Jesus talks often about fruit — fruit from trees, fruit from vines — one might think he’d been trained in pomology, not carpentry.  

Jesus explains that the fruit we see tells us something about the tree itself.  Good trees make “good” fruit, we’re told, while bad trees make, well you guessed it, “bad” fruit.  

So much of our Christian life is spent trying to make good fruit, isn’t it?  But is that what Christian discipleship is about?  Is that what Jesus is calling us to?  

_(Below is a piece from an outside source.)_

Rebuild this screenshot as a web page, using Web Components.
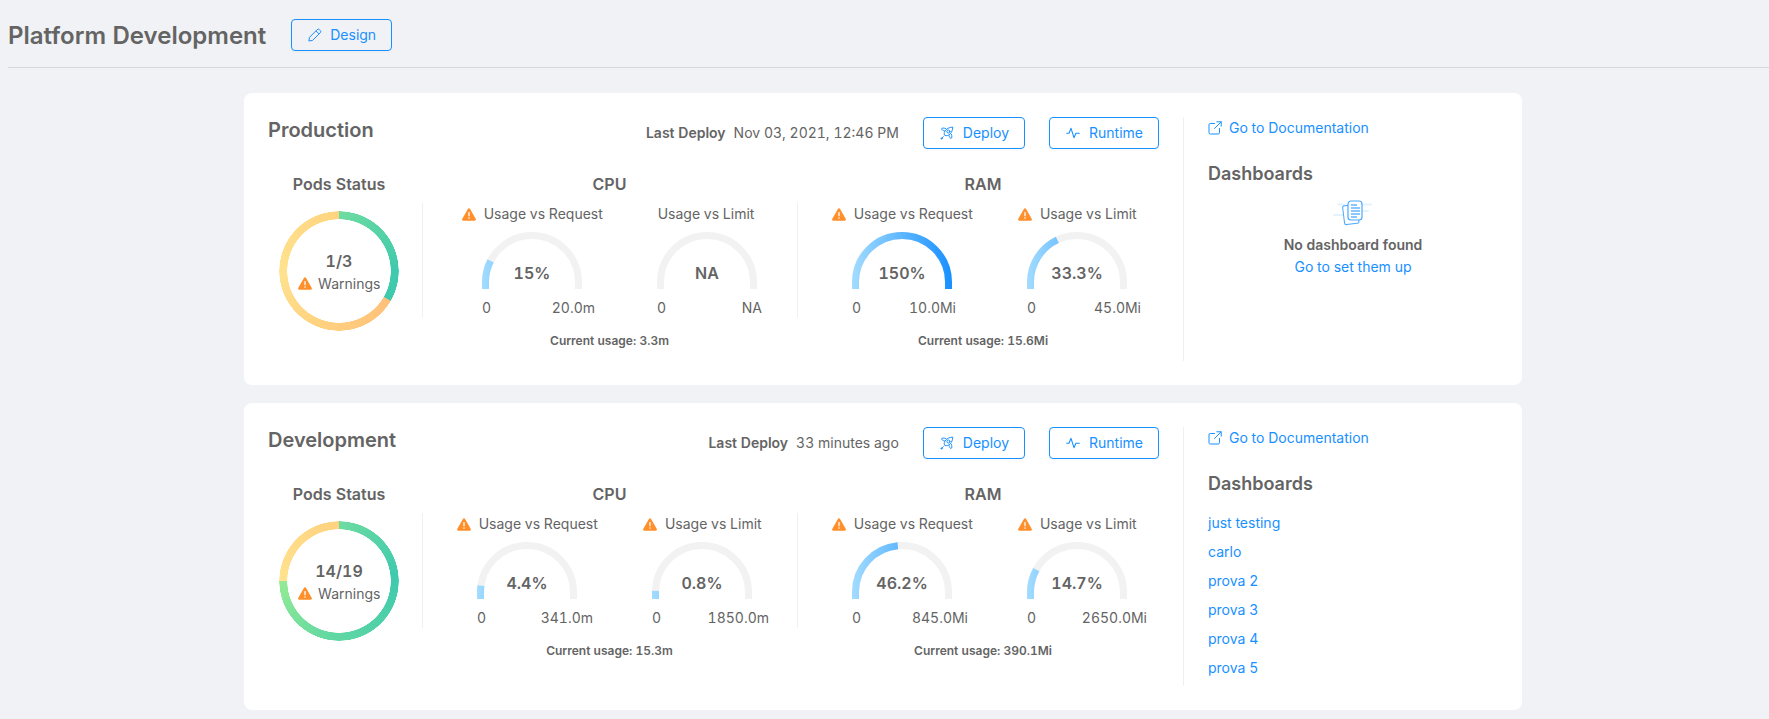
<!DOCTYPE html>
<html lang="en">
<head>
<meta charset="utf-8">
<title>Platform Development</title>
<style>
  html,body{margin:0;background:#f0f2f5;height:719px;overflow:hidden}
  body{font-family:Inter,"Liberation Sans",sans-serif;color:#646464;font-size:14px;font-variant-numeric:tabular-nums;--blue:#1890ff}
  main{display:flex;flex-direction:column;gap:18px;padding:25px 247px 0 244px}
</style>
</head>
<body>
<page-header title="Platform Development"></page-header>
<main>
  <env-card name="Production" deploy-text="Nov 03, 2021, 12:46 PM">
    <pods-status slot="pods" value="1/3" mode="a"></pods-status>
    <metric-group slot="cpu" title="CPU" usage="Current usage: 3.3m" pad="21.5">
      <gauge-meter label="Usage vs Request" warn pct="15%" fill="15" max="20.0m" over="13"></gauge-meter>
      <gauge-meter label="Usage vs Limit" pct="NA" fill="0" max="NA" over="5"></gauge-meter>
    </metric-group>
    <metric-group slot="ram" title="RAM" usage="Current usage: 15.6Mi" pad="16.5">
      <gauge-meter label="Usage vs Request" warn pct="150%" fill="100" max="10.0Mi" over="4"></gauge-meter>
      <gauge-meter label="Usage vs Limit" warn pct="33.3%" fill="36" max="45.0Mi" over="14"></gauge-meter>
    </metric-group>
    <dash-panel slot="side" empty></dash-panel>
  </env-card>
  <env-card name="Development" deploy-text="33 minutes ago">
    <pods-status slot="pods" value="14/19" mode="b"></pods-status>
    <metric-group slot="cpu" title="CPU" usage="Current usage: 15.3m" pad="16.5">
      <gauge-meter label="Usage vs Request" warn pct="4.4%" fill="4.4" max="341.0m" over="16"></gauge-meter>
      <gauge-meter label="Usage vs Limit" warn pct="0.8%" fill="0.8" max="1850.0m" over="17"></gauge-meter>
    </metric-group>
    <metric-group slot="ram" title="RAM" usage="Current usage: 390.1Mi" pad="16.5">
      <gauge-meter label="Usage vs Request" warn pct="46.2%" fill="47" max="845.0Mi" over="16"></gauge-meter>
      <gauge-meter label="Usage vs Limit" warn pct="14.7%" fill="16" max="2650.0Mi" over="20"></gauge-meter>
    </metric-group>
    <dash-panel slot="side" items="just testing|carlo|prova 2|prova 3|prova 4|prova 5"></dash-panel>
  </env-card>
</main>
<script>
const ICONS={
  pencil:'<svg width="14" height="14" viewBox="0 0 14 14" fill="none" stroke="currentColor" stroke-width="1" stroke-linejoin="round"><path d="M.9 13l.6-3.700L9.100 1.700a1.700 1.700 0 0 1 2.400 0l.7.7a1.700 1.700 0 0 1 0 2.400L4.600 12.400z"/><path d="M8 2.900l3 3"/></svg>',
  rocket:'<svg width="14" height="14" viewBox="0 0 14 14" fill="none" stroke="currentColor" stroke-width="1" stroke-linecap="round" stroke-linejoin="round"><path d="M4.300 8.700C3.300 5.500 6.700 1.400 12.800 1.100c-.3 6.100-4.400 9.500-7.600 8.500z"/><circle cx="8.400" cy="5.500" r="1.500"/><path d="M4.400 4.900C2.600 4.500 1.300 3.500 1.600 2.700c.3-.8 2-.9 4.100-.2M9 9.600c.4 1.800 1.400 3.100 2.200 2.800.8-.3.9-2 .2-4.100"/><path d="M3.300 10.700l-1 1"/><circle cx="1.500" cy="12.500" r=".6"/></svg>',
  pulse:'<svg width="14" height="14" viewBox="0 0 14 14" fill="none" stroke="currentColor" stroke-width="1.100" stroke-linecap="round" stroke-linejoin="round"><path d="M.7 7.300h2.300L5 2.300l3 9.400 1.900-4.400h3.400"/></svg>',
  ext:'<svg width="14" height="14" viewBox="0 0 14 14" fill="none" stroke="currentColor" stroke-width="1" stroke-linecap="round" stroke-linejoin="round"><path d="M11.500 7.500v4.200a1.300 1.300 0 0 1-1.300 1.300H2.300A1.300 1.300 0 0 1 1 11.700V3.800a1.300 1.300 0 0 1 1.300-1.300h4.200"/><path d="M8.800.8h4.400v4.400M13.200.8L6.500 7.500"/></svg>'
};
const WARN='<svg width="14" height="13" viewBox="0 0 14 13" style="display:block"><path d="M7 .2c.5 0 .9.300 1.100.7l5.700 10.100c.4.800-.1 1.800-1.100 1.800H1.300c-1 0-1.500-1-1.100-1.800L5.900.9C6.100.5 6.500.2 7 .2z" fill="#ff8f2b"/><rect x="6.350" y="4" width="1.300" height="4.300" rx=".5" fill="#fff"/><circle cx="7" cy="10" r=".8" fill="#fff"/></svg>';

function def(name,render,css){
  customElements.define(name,class extends HTMLElement{
    connectedCallback(){
      if(this.shadowRoot)return;
      const r=this.attachShadow({mode:'open'});
      r.innerHTML='<style>'+css+'</style>'+render(this);
    }
  });
}

def('outline-button',h=>`${ICONS[h.getAttribute('icon')]}<slot></slot>`,`
  :host{display:inline-flex;align-items:center;gap:9px;height:32px;box-sizing:border-box;padding:0 15px 0 16px;border:1px solid #1890ff;border-radius:4px;color:#1890ff;font-size:14px;line-height:20px;box-shadow:0 2px 0 rgba(0,0,0,.015);white-space:nowrap}
  svg{display:block;flex:none}`);

def('page-header',h=>`<h1>${h.getAttribute('title')}</h1><outline-button icon="pencil">Design</outline-button>`,`
  :host{display:flex;align-items:center;gap:25px;height:64px;padding:3px 0 0 0;margin-left:8px;border-bottom:1px solid #d6d8de}
  h1{margin:0;font-size:24px;line-height:32px;font-weight:600;position:relative;top:1px}
  outline-button{gap:8px}`);

def('env-card',h=>`
  <div class="main">
    <div class="top">
      <h2>${h.getAttribute('name')}</h2>
      <div class="deploy"><b>Last Deploy</b><span>${h.getAttribute('deploy-text')}</span></div>
      <outline-button icon="rocket">Deploy</outline-button>
      <outline-button icon="pulse">Runtime</outline-button>
    </div>
    <div class="metrics"><slot name="pods"></slot><slot name="cpu"></slot><slot name="ram"></slot></div>
  </div>
  <div class="side"><slot name="side"></slot></div>`,`
  :host{display:flex;box-sizing:border-box;background:#fff;border-radius:8px;padding:24px;width:1278px}
  .main{width:901px;flex:none;padding-bottom:12px}
  .top{display:flex;align-items:center;height:32px;padding-right:10px}
  h2{margin:0 auto 0 0;font-size:20px;line-height:28px;font-weight:600;position:relative;top:-3px}
  .deploy{display:flex;gap:8px;margin-right:24px;font-size:14px;line-height:20px}
  .deploy b{font-weight:600}
  outline-button+outline-button{margin-left:24px}
  .metrics{display:grid;grid-template-columns:154px 375px 372px;margin-top:24px}
  .side{flex:1;margin-left:14px;border-left:1px solid #f0f0f0;padding-left:24px;min-width:0}`);

def('pods-status',h=>{
  const a='conic-gradient(#6edca0 0deg,#3fc9ad 90deg,#3fc9ad 119.500deg,#ffc07a 120.500deg,#ffd27f 200deg,#ffe28f 270deg,#ffd480 359.500deg,#6edca0 360deg)';
  const b='conic-gradient(#6edca0 0deg,#3fc9ad 85deg,#62d8a2 190deg,#93eb93 269.500deg,#ffe28f 270.500deg,#ffd27f 359.500deg,#6edca0 360deg)';
  return `<div class="t">Pods Status</div>
  <div class="donut" style="--g:${h.getAttribute('mode')==='a'?a:b}">
    <div class="v">${h.getAttribute('value')}</div>
    <div class="w">${WARN}<span>Warnings</span></div>
  </div>`;
},`
  :host{display:flex;flex-direction:column;align-items:center;width:142px}
  .t{font-size:16px;line-height:22px;font-weight:600;white-space:nowrap}
  .donut{position:relative;width:120px;height:120px;margin-top:16px;display:flex;flex-direction:column;align-items:center;justify-content:center}
  .donut::before{content:"";position:absolute;inset:0;border-radius:50%;background:var(--g);
    -webkit-mask:radial-gradient(circle,transparent 51.500px,#000 52px,#000 59.500px,transparent 60px);
    mask:radial-gradient(circle,transparent 51.500px,#000 52px,#000 59.500px,transparent 60px)}
  .v{font-size:16px;line-height:24px;font-weight:600}
  .w{display:flex;align-items:center;gap:6.500px;font-size:14px;line-height:20px;margin:1px 0 0 0}`);

def('metric-group',h=>`<div class="t">${h.getAttribute('title')}</div>
  <div class="row" style="padding-left:${h.getAttribute('pad')}px"><slot></slot></div>
  <div class="u">${h.getAttribute('usage')}</div>`,`
  :host{display:block}
  .t{font-size:16px;line-height:22px;font-weight:600;text-align:center}
  .row{display:flex;height:115px;margin-top:8px;border-left:1px solid #f0f0f0}
  .u{margin-top:15px;font-size:12px;line-height:16px;font-weight:600;text-align:center}`);

def('gauge-meter',h=>{
  const L=Math.PI*46.5, fill=parseFloat(h.getAttribute('fill'));
  const dash=fill>0?(7+fill/100*L+(fill>=100?7:0)):0;
  const warn=h.hasAttribute('warn');
  return `<div class="l ${warn?'':'nw'}">${warn?WARN:''}<span>${h.getAttribute('label')}</span></div>
  <div class="g">
    <svg width="100" height="57" viewBox="0 0 100 57" fill="none" stroke-width="7">
      <defs><linearGradient id="gr" gradientUnits="userSpaceOnUse" x1="0" y1="0" x2="100" y2="0"><stop offset="0" stop-color="#a2dcff"/><stop offset="1" stop-color="#1890ff"/></linearGradient></defs>
      <path d="M3.500 57V50A46.500 46.500 0 0 1 96.500 50V57" stroke="#f2f2f2"/>
      ${dash?`<path d="M3.500 57V50A46.500 46.500 0 0 1 96.500 50V57" stroke="url(#gr)" stroke-dasharray="${dash} 400"/>`:''}
    </svg>
    <div class="p">${h.getAttribute('pct')}</div>
  </div>
  <div class="r"><span>0</span><span class="m" style="margin-right:-${h.getAttribute('over')}px">${h.getAttribute('max')}</span></div>`;
},`
  :host{display:flex;flex-direction:column;align-items:center;width:175px;flex:none}
  .l{display:flex;align-items:center;gap:7.500px;line-height:20px;white-space:nowrap;font-size:14px;margin:1px 0 -1px 1px}
  .nw{padding-right:3px}
  .g{position:relative;width:100px;height:57px;margin-top:9px}
  svg{display:block}
  .p{position:absolute;left:0;right:0;top:29px;text-align:center;font-size:16px;line-height:24px;font-weight:600}
  .r{display:flex;justify-content:space-between;width:100px;margin-top:9px;line-height:20px;white-space:nowrap}
  `);

def('dash-panel',h=>{
  const items=(h.getAttribute('items')||'').split('|').filter(Boolean);
  const body=h.hasAttribute('empty')?`<div class="e">
    <svg width="40" height="26" viewBox="0 0 40 26" fill="none">
      <g stroke="#e3f3ff" stroke-width="2.200" stroke-linecap="round"><path d="M5 4.500h6M28 4.500h10M1 15h9M30 11h5M34 11h1"/></g>
      <rect x="10.500" y="5" width="14.500" height="19" rx="2" transform="rotate(-7 18 14)" fill="#fff" stroke="#4aa8ff"/>
      <rect x="15" y="1" width="14" height="19" rx="3" fill="#fff" stroke="#4aa8ff" stroke-width="1.200"/>
      <g stroke="#1890ff"><path d="M18 5h6M18 8h9M18 11h9M18 14h9M18 17h6"/></g>
    </svg>
    <b>No dashboard found</b><a>Go to set them up</a></div>`
    :`<ul>${items.map(i=>`<li>${i}</li>`).join('')}</ul>`;
  return `<div class="doc">${ICONS.ext}<span>Go to Documentation</span></div><h3>Dashboards</h3>${body}`;
},`
  :host{display:block}
  .doc{display:flex;align-items:center;gap:7px;color:#1890ff;line-height:22px}
  svg{display:block;flex:none}
  h3{margin:21px 0 0;font-size:18px;line-height:28px;font-weight:600}
  .e{display:flex;flex-direction:column;align-items:center;margin-top:12px}
  .e b{font-weight:600;line-height:20px;margin-top:9px}
  .e a{color:#1890ff;line-height:22px;margin-top:1px}
  ul{list-style:none;margin:9.500px 0 0;padding:0 0 4.500px;color:#1890ff}
  li{height:29px;line-height:29px}`);
</script>
</body>
</html>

In nurturing a fruit-filled life we face an often unnoticed threat, much like the tiny aphid that strangles life from the tree, one tiny bite at a time.  It’s the temptation to think if I just try harder, if I just work at it more fervently, then I will grow the good fruit that God requires.  It’s a subtle threat, mainly because it sounds to spiritual, it sounds so true.  After all, we know that reading the Bible more, or praying more, or giving more, or resting in God more, or doing any of the spiritual disciplines more, would, in actual fact, benefit our journey with Jesus.

But here’s the thing: living into a God-transformed life isn’t about trying harder.  Can you imagine a tree straining and pushing with all its strength to pop out a ripe, juicy piece of fruit?  (I can, but it’s a rather funny picture in mind--the tree has a face.  But I digress…).  No, the Christian life isn’t about trying harder, as though fullness in God relies on our own willpower.  To think in such a way would dull the gracious edge of Jesus’ Gospel.  

No, the Christian life isn’t about trying harder.  But it is about trusting harder.  Trust is defined as a reliance on the integrity, strength, ability, of a person.  The Christian life is all about trusting; trusting that Jesus is who he says he is, and by extension trusting that we are who he says we are: new creations, forgiven, accepted, empowered by his very breath to live the God-life we were made for.  

What might it look like for you live radically trusting Jesus today?  

Good trees, or better yet God-trees, produce good fruit because they have the roots of trust.  When we’re rooted in Jesus, his sacrifice, his Gospel, when we trust in him and his ways, fruit grows.  Not by force, not by will, but simply because Jesus is the author of life and goodness. 

As you cultivate life with Jesus this week rather than try harder, why not trust harder and see what Jesus grows.